Write out the listing below in full and exactly, leaving out every picture.
——
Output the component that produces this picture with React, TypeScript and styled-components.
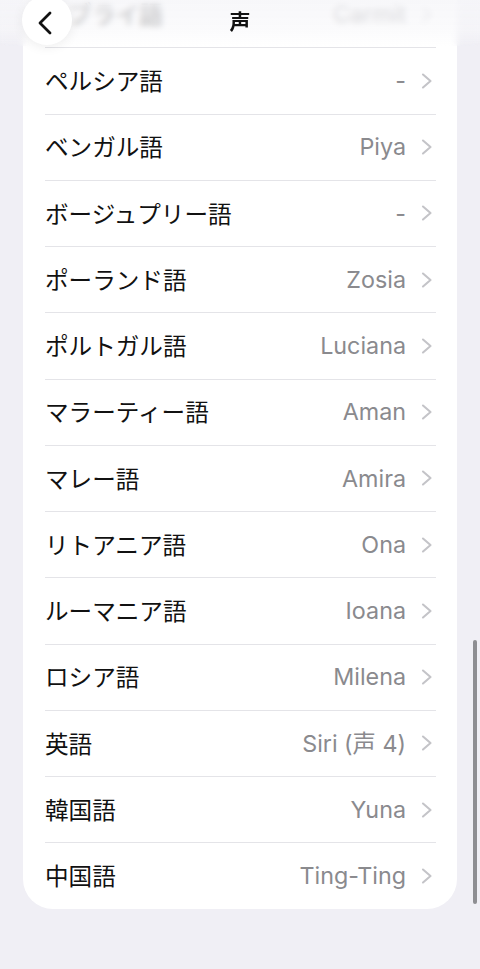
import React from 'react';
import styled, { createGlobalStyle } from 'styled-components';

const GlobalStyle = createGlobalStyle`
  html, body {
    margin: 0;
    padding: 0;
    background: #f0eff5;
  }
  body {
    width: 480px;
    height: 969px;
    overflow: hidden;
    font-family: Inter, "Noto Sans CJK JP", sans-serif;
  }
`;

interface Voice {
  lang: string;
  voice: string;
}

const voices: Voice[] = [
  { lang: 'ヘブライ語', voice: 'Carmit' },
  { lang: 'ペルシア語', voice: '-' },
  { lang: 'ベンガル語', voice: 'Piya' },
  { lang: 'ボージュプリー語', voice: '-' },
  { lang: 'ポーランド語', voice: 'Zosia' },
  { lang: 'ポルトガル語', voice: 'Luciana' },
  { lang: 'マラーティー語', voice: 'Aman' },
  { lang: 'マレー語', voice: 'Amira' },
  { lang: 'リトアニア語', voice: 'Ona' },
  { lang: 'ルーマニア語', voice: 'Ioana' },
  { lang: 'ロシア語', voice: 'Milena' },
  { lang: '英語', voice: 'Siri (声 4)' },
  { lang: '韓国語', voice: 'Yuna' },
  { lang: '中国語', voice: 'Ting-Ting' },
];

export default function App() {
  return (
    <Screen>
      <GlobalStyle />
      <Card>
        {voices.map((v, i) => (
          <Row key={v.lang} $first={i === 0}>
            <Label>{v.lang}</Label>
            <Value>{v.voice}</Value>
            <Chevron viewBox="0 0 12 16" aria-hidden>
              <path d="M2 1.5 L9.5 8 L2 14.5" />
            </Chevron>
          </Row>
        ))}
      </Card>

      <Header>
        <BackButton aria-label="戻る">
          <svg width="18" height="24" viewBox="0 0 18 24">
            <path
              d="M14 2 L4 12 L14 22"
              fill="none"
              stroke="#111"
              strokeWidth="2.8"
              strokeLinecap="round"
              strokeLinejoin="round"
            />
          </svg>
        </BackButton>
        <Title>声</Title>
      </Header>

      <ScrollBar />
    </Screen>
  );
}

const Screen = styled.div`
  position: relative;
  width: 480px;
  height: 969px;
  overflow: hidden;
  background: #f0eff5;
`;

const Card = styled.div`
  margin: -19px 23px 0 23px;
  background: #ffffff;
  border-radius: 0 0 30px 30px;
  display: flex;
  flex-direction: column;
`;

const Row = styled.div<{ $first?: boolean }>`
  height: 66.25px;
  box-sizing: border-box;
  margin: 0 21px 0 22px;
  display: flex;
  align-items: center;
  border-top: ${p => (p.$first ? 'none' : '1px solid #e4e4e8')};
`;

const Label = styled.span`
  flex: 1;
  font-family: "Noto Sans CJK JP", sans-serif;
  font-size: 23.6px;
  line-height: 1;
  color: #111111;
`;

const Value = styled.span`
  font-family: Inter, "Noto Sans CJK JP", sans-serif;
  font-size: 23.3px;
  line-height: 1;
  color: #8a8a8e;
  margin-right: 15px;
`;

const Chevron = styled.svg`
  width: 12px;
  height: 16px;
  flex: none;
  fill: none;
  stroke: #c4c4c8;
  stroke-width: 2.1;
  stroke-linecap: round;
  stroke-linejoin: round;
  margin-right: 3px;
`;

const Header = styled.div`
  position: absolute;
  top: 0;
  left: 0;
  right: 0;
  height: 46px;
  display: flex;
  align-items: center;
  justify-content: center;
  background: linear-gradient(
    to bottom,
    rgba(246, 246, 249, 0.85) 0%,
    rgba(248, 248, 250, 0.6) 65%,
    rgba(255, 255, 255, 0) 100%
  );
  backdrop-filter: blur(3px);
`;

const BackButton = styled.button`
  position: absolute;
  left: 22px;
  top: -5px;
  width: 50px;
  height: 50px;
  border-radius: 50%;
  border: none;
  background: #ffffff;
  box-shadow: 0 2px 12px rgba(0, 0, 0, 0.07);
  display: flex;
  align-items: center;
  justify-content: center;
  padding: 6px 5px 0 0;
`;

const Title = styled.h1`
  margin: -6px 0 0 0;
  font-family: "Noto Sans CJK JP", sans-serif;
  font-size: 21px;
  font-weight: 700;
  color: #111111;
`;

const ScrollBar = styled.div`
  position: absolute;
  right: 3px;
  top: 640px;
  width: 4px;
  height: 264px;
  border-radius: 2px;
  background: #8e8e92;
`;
——
### The result
Output the component that produces this picture with React, TypeScript and styled-components.
import React from 'react';
import styled, { createGlobalStyle } from 'styled-components';

const GlobalStyle = createGlobalStyle`
  html, body {
    margin: 0;
    padding: 0;
    background: #f0eff5;
  }
  body {
    width: 480px;
    height: 969px;
    overflow: hidden;
    font-family: Inter, "Noto Sans CJK JP", sans-serif;
  }
`;

interface Voice {
  lang: string;
  voice: string;
}

const voices: Voice[] = [
  { lang: 'ヘブライ語', voice: 'Carmit' },
  { lang: 'ペルシア語', voice: '-' },
  { lang: 'ベンガル語', voice: 'Piya' },
  { lang: 'ボージュプリー語', voice: '-' },
  { lang: 'ポーランド語', voice: 'Zosia' },
  { lang: 'ポルトガル語', voice: 'Luciana' },
  { lang: 'マラーティー語', voice: 'Aman' },
  { lang: 'マレー語', voice: 'Amira' },
  { lang: 'リトアニア語', voice: 'Ona' },
  { lang: 'ルーマニア語', voice: 'Ioana' },
  { lang: 'ロシア語', voice: 'Milena' },
  { lang: '英語', voice: 'Siri (声 4)' },
  { lang: '韓国語', voice: 'Yuna' },
  { lang: '中国語', voice: 'Ting-Ting' },
];

export default function App() {
  return (
    <Screen>
      <GlobalStyle />
      <Card>
        {voices.map((v, i) => (
          <Row key={v.lang} $first={i === 0}>
            <Label>{v.lang}</Label>
            <Value>{v.voice}</Value>
            <Chevron viewBox="0 0 12 16" aria-hidden>
              <path d="M2 1.5 L9.5 8 L2 14.5" />
            </Chevron>
          </Row>
        ))}
      </Card>

      <Header>
        <BackButton aria-label="戻る">
          <svg width="18" height="24" viewBox="0 0 18 24">
            <path
              d="M14 2 L4 12 L14 22"
              fill="none"
              stroke="#111"
              strokeWidth="2.8"
              strokeLinecap="round"
              strokeLinejoin="round"
            />
          </svg>
        </BackButton>
        <Title>声</Title>
      </Header>

      <ScrollBar />
    </Screen>
  );
}

const Screen = styled.div`
  position: relative;
  width: 480px;
  height: 969px;
  overflow: hidden;
  background: #f0eff5;
`;

const Card = styled.div`
  margin: -19px 23px 0 23px;
  background: #ffffff;
  border-radius: 0 0 30px 30px;
  display: flex;
  flex-direction: column;
`;

const Row = styled.div<{ $first?: boolean }>`
  height: 66.25px;
  box-sizing: border-box;
  margin: 0 21px 0 22px;
  display: flex;
  align-items: center;
  border-top: ${p => (p.$first ? 'none' : '1px solid #e4e4e8')};
`;

const Label = styled.span`
  flex: 1;
  font-family: "Noto Sans CJK JP", sans-serif;
  font-size: 23.6px;
  line-height: 1;
  color: #111111;
`;

const Value = styled.span`
  font-family: Inter, "Noto Sans CJK JP", sans-serif;
  font-size: 23.3px;
  line-height: 1;
  color: #8a8a8e;
  margin-right: 15px;
`;

const Chevron = styled.svg`
  width: 12px;
  height: 16px;
  flex: none;
  fill: none;
  stroke: #c4c4c8;
  stroke-width: 2.1;
  stroke-linecap: round;
  stroke-linejoin: round;
  margin-right: 3px;
`;

const Header = styled.div`
  position: absolute;
  top: 0;
  left: 0;
  right: 0;
  height: 46px;
  display: flex;
  align-items: center;
  justify-content: center;
  background: linear-gradient(
    to bottom,
    rgba(246, 246, 249, 0.85) 0%,
    rgba(248, 248, 250, 0.6) 65%,
    rgba(255, 255, 255, 0) 100%
  );
  backdrop-filter: blur(3px);
`;

const BackButton = styled.button`
  position: absolute;
  left: 22px;
  top: -5px;
  width: 50px;
  height: 50px;
  border-radius: 50%;
  border: none;
  background: #ffffff;
  box-shadow: 0 2px 12px rgba(0, 0, 0, 0.07);
  display: flex;
  align-items: center;
  justify-content: center;
  padding: 6px 5px 0 0;
`;

const Title = styled.h1`
  margin: -6px 0 0 0;
  font-family: "Noto Sans CJK JP", sans-serif;
  font-size: 21px;
  font-weight: 700;
  color: #111111;
`;

const ScrollBar = styled.div`
  position: absolute;
  right: 3px;
  top: 640px;
  width: 4px;
  height: 264px;
  border-radius: 2px;
  background: #8e8e92;
`;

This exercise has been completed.